Your instructions | Write the listing below out again exactly, dropping the images.

----

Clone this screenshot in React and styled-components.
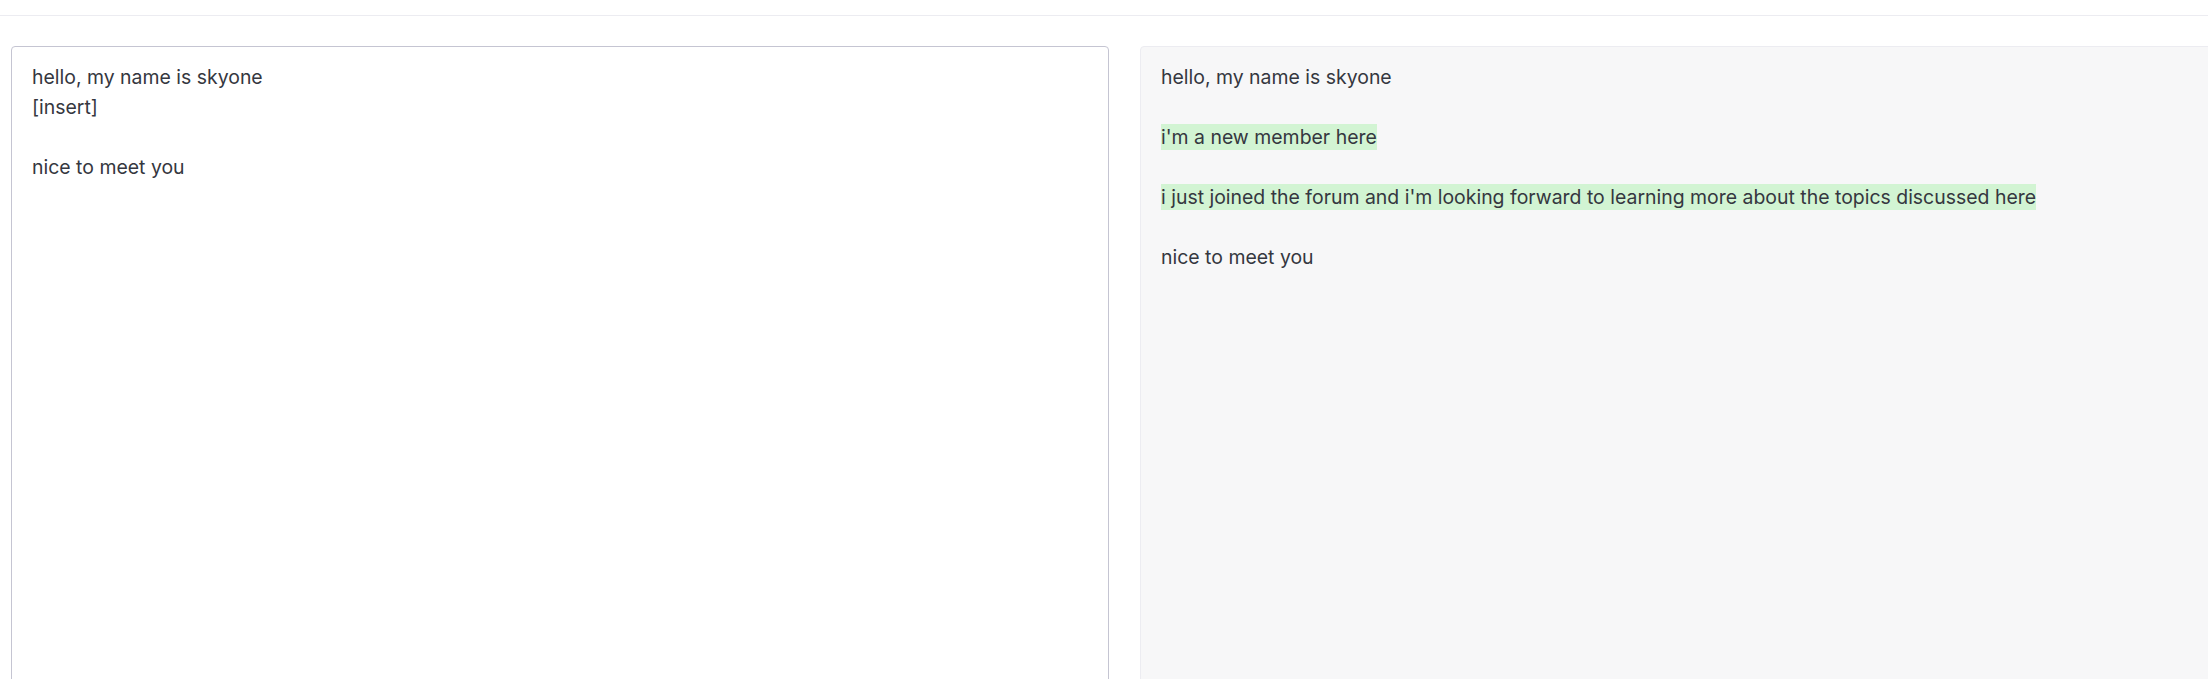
import React from 'react'
import styled, { createGlobalStyle } from 'styled-components'

const GlobalStyle = createGlobalStyle`
  html, body {
    margin: 0;
    padding: 0;
    background: #ffffff;
    overflow: hidden;
  }
  body {
    font-family: Inter, "Noto Sans", "Liberation Sans", sans-serif;
    color: #353740;
  }
`

const Page = styled.div`
  width: 100%;
  height: 679px;
  overflow: hidden;
`

const TopBar = styled.div`
  height: 15px;
  border-bottom: 1px solid #ececf1;
`

const Columns = styled.div`
  display: grid;
  grid-template-columns: 1098px 1098px;
  column-gap: 31px;
  padding: 30px 0 0 11px;
`

const Panel = styled.div`
  box-sizing: border-box;
  height: 700px;
  padding: 15px 20px;
  border: 1px solid ${(p) => (p.$readonly ? '#ececf1' : '#c5c5d2')};
  border-radius: 4px;
  background: ${(p) => (p.$readonly ? '#f7f7f8' : '#ffffff')};
  font-size: 19.45px;
  line-height: 30px;
  white-space: pre-wrap;
`

const Added = styled.span`
  background: #d2f4d3;
  padding: 1px 0;
`

const App = () => {
  return (
    <Page>
      <GlobalStyle />
      <TopBar />
      <Columns>
        <Panel>{'hello, my name is skyone\n[insert]\n\nnice to meet you'}</Panel>
        <Panel $readonly>
          {'hello, my name is skyone\n\n'}
          <Added>i'm a new member here</Added>
          {'\n\n'}
          <Added>
            i just joined the forum and i'm looking forward to learning more
            about the topics discussed here
          </Added>
          {'\n\nnice to meet you'}
        </Panel>
      </Columns>
    </Page>
  )
}

export default App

----

Written solution |
Clone this screenshot in React and styled-components.
import React from 'react'
import styled, { createGlobalStyle } from 'styled-components'

const GlobalStyle = createGlobalStyle`
  html, body {
    margin: 0;
    padding: 0;
    background: #ffffff;
    overflow: hidden;
  }
  body {
    font-family: Inter, "Noto Sans", "Liberation Sans", sans-serif;
    color: #353740;
  }
`

const Page = styled.div`
  width: 100%;
  height: 679px;
  overflow: hidden;
`

const TopBar = styled.div`
  height: 15px;
  border-bottom: 1px solid #ececf1;
`

const Columns = styled.div`
  display: grid;
  grid-template-columns: 1098px 1098px;
  column-gap: 31px;
  padding: 30px 0 0 11px;
`

const Panel = styled.div`
  box-sizing: border-box;
  height: 700px;
  padding: 15px 20px;
  border: 1px solid ${(p) => (p.$readonly ? '#ececf1' : '#c5c5d2')};
  border-radius: 4px;
  background: ${(p) => (p.$readonly ? '#f7f7f8' : '#ffffff')};
  font-size: 19.45px;
  line-height: 30px;
  white-space: pre-wrap;
`

const Added = styled.span`
  background: #d2f4d3;
  padding: 1px 0;
`

const App = () => {
  return (
    <Page>
      <GlobalStyle />
      <TopBar />
      <Columns>
        <Panel>{'hello, my name is skyone\n[insert]\n\nnice to meet you'}</Panel>
        <Panel $readonly>
          {'hello, my name is skyone\n\n'}
          <Added>i'm a new member here</Added>
          {'\n\n'}
          <Added>
            i just joined the forum and i'm looking forward to learning more
            about the topics discussed here
          </Added>
          {'\n\nnice to meet you'}
        </Panel>
      </Columns>
    </Page>
  )
}

export default App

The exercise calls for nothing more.